GPs are not trained to deal with the increase in mental health problems
- 15 Jan
According to The Royal College of GPs there has been a rise in the number of young people suffering from mental health problems and doctors are not being given the correct training to spot and deal with the issues.
GPs estimate that tens of thousands of young people are suffering from depressions, stress and anxiety, and that in the most serious cases they are self-harming and taking their own lives.
The Royal College of GPs believes that some of the issues are on the rise due to young people being unable to cope with lack of money, jobs and opportunities.
A problem when treating people suffering with mental health disorders is that there is a lack of any up-to-date research, says The Royal College of GPs. The last significant study was done ten years ago, reports the BBC.
According to the Office of National Statistics, the number of fifteen to 34 year olds taking their own lives was around 1,600 in 2011, an average of more than four every day.
Norman Lamb, the minister in charge of mental health care in England, said: "It's a bit hit-and-miss as to whether you get a GP who really understands the issues. I am absolutely determined. I am on a mission to give mental health equality with physical health. I think in the past mental health has always been the poor relation and we've got to change that.

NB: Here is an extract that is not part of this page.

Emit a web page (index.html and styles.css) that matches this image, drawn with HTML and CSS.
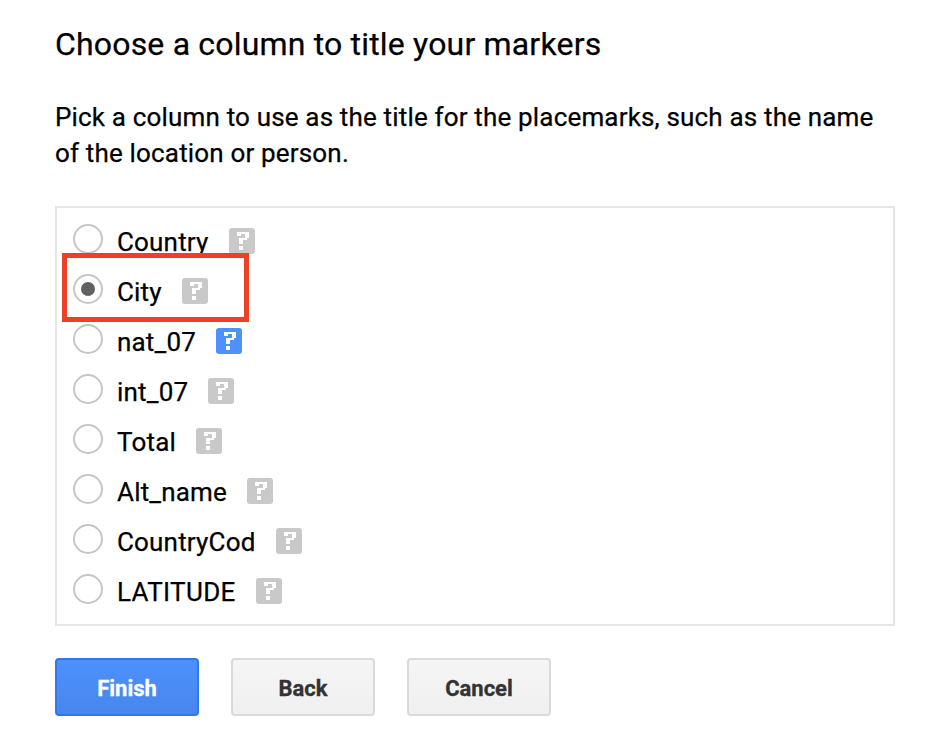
FILE: index.html
```html
<!DOCTYPE html>
<html lang="en">
<head>
<meta charset="utf-8">
<title>Choose a column to title your markers</title>
<link rel="stylesheet" href="styles.css">
</head>
<body>
<svg width="0" height="0" class="defs">
  <symbol id="help" viewBox="0 0 13 13" shape-rendering="crispEdges">
    <path d="M4 2h6v3h-1v1h-2v2h-2v-3h3v-2h-2v1h-2zM5 9h2v2h-2z"/>
  </symbol>
</svg>
<main class="dialog">
  <h1 class="title">Choose a column to title your markers</h1>
  <p class="description">Pick a column to use as the title for the placemarks, such as the name of the location or person.</p>
  <div class="columns">
    <label class="option"><span class="radio"></span><span class="name">Country</span><svg class="help"><use href="#help"/></svg></label>
    <label class="option"><span class="radio checked"></span><span class="name">City</span><svg class="help"><use href="#help"/></svg><span class="highlight"></span></label>
    <label class="option"><span class="radio"></span><span class="name">nat_07</span><svg class="help active"><use href="#help"/></svg></label>
    <label class="option"><span class="radio"></span><span class="name">int_07</span><svg class="help"><use href="#help"/></svg></label>
    <label class="option"><span class="radio"></span><span class="name">Total</span><svg class="help"><use href="#help"/></svg></label>
    <label class="option"><span class="radio"></span><span class="name">Alt_name</span><svg class="help"><use href="#help"/></svg></label>
    <label class="option"><span class="radio"></span><span class="name">CountryCod</span><svg class="help"><use href="#help"/></svg></label>
    <label class="option"><span class="radio"></span><span class="name caps">LATITUDE</span><svg class="help"><use href="#help"/></svg></label>
  </div>
  <div class="actions">
    <button class="button primary">Finish</button>
    <button class="button">Back</button>
    <button class="button">Cancel</button>
  </div>
</main>
</body>
</html>
```
FILE: styles.css
```css
* { box-sizing: border-box; }
body {
  margin: 0;
  background: #fff;
  color: #000;
  font-family: Roboto, "Liberation Sans", sans-serif;
}
.defs { display: block; }
.dialog { width: 840px; margin-left: 55px; padding-top: 20px; }
.title, .description, .name { letter-spacing: 0.18px; -webkit-text-stroke: 0.25px #000; }
.title { margin: 0; font-size: 32px; line-height: 48px; font-weight: 400; white-space: nowrap; }
.description { margin: 31px 0 35px; padding-right: 16px; font-size: 26px; line-height: 36px; letter-spacing: 0.17px; }
.columns { height: 420px; padding: 8px 16px; border: 2px solid #e5e5e5; }
.option { position: relative; display: flex; align-items: center; height: 50px; }
.radio {
  flex: none;
  display: flex;
  align-items: center;
  justify-content: center;
  width: 30px;
  height: 30px;
  margin-bottom: 4px;
  border: 2px solid #c6c6c6;
  border-radius: 50%;
}
.checked::after { content: ""; width: 14px; height: 14px; border-radius: 50%; background: #616161; }
.name { margin: 2px 20px 0 14px; font-size: 26px; line-height: 36px; }
.name.caps { letter-spacing: 0.33px; }
.help { flex: none; width: 26px; height: 26px; border-radius: 3px; background: #c9c9c9; fill: #fff; }
.help.active { background: #4d90fe; }
.highlight {
  position: absolute;
  left: -11px;
  top: -13px;
  width: 187px;
  height: 69px;
  border: 5px solid #ee4026;
}
.actions { display: flex; gap: 32px; margin-top: 32px; }
.button {
  width: 144px;
  height: 58px;
  padding: 4px 0 0;
  border: 2px solid #dadada;
  border-radius: 4px;
  background: linear-gradient(#f5f5f5, #f0f0f0);
  color: #333;
  font: bold 22px/32px Roboto, "Liberation Sans", sans-serif;
  -webkit-text-stroke: 0.3px currentColor;
}
.primary { border-color: #3079ed; background: linear-gradient(#4d90fe, #4787ed); color: #fff; }
```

In terms of its impact on people it's much more significant than many physical health problems."
There are currently no details on whether the government plans to introduce further mental health training fro GPs.
Dr Jane Roberts from the Royal College of GPs says the consequences of undiagnosed, untreated mental health problems can be serious. "This [the symptoms of mental health issues] can go from withdrawing from normal social life to cutting, to self-harm - which may escalate into more harmful methods involving overdoses and serious cutting - to ultimately taking their own lives."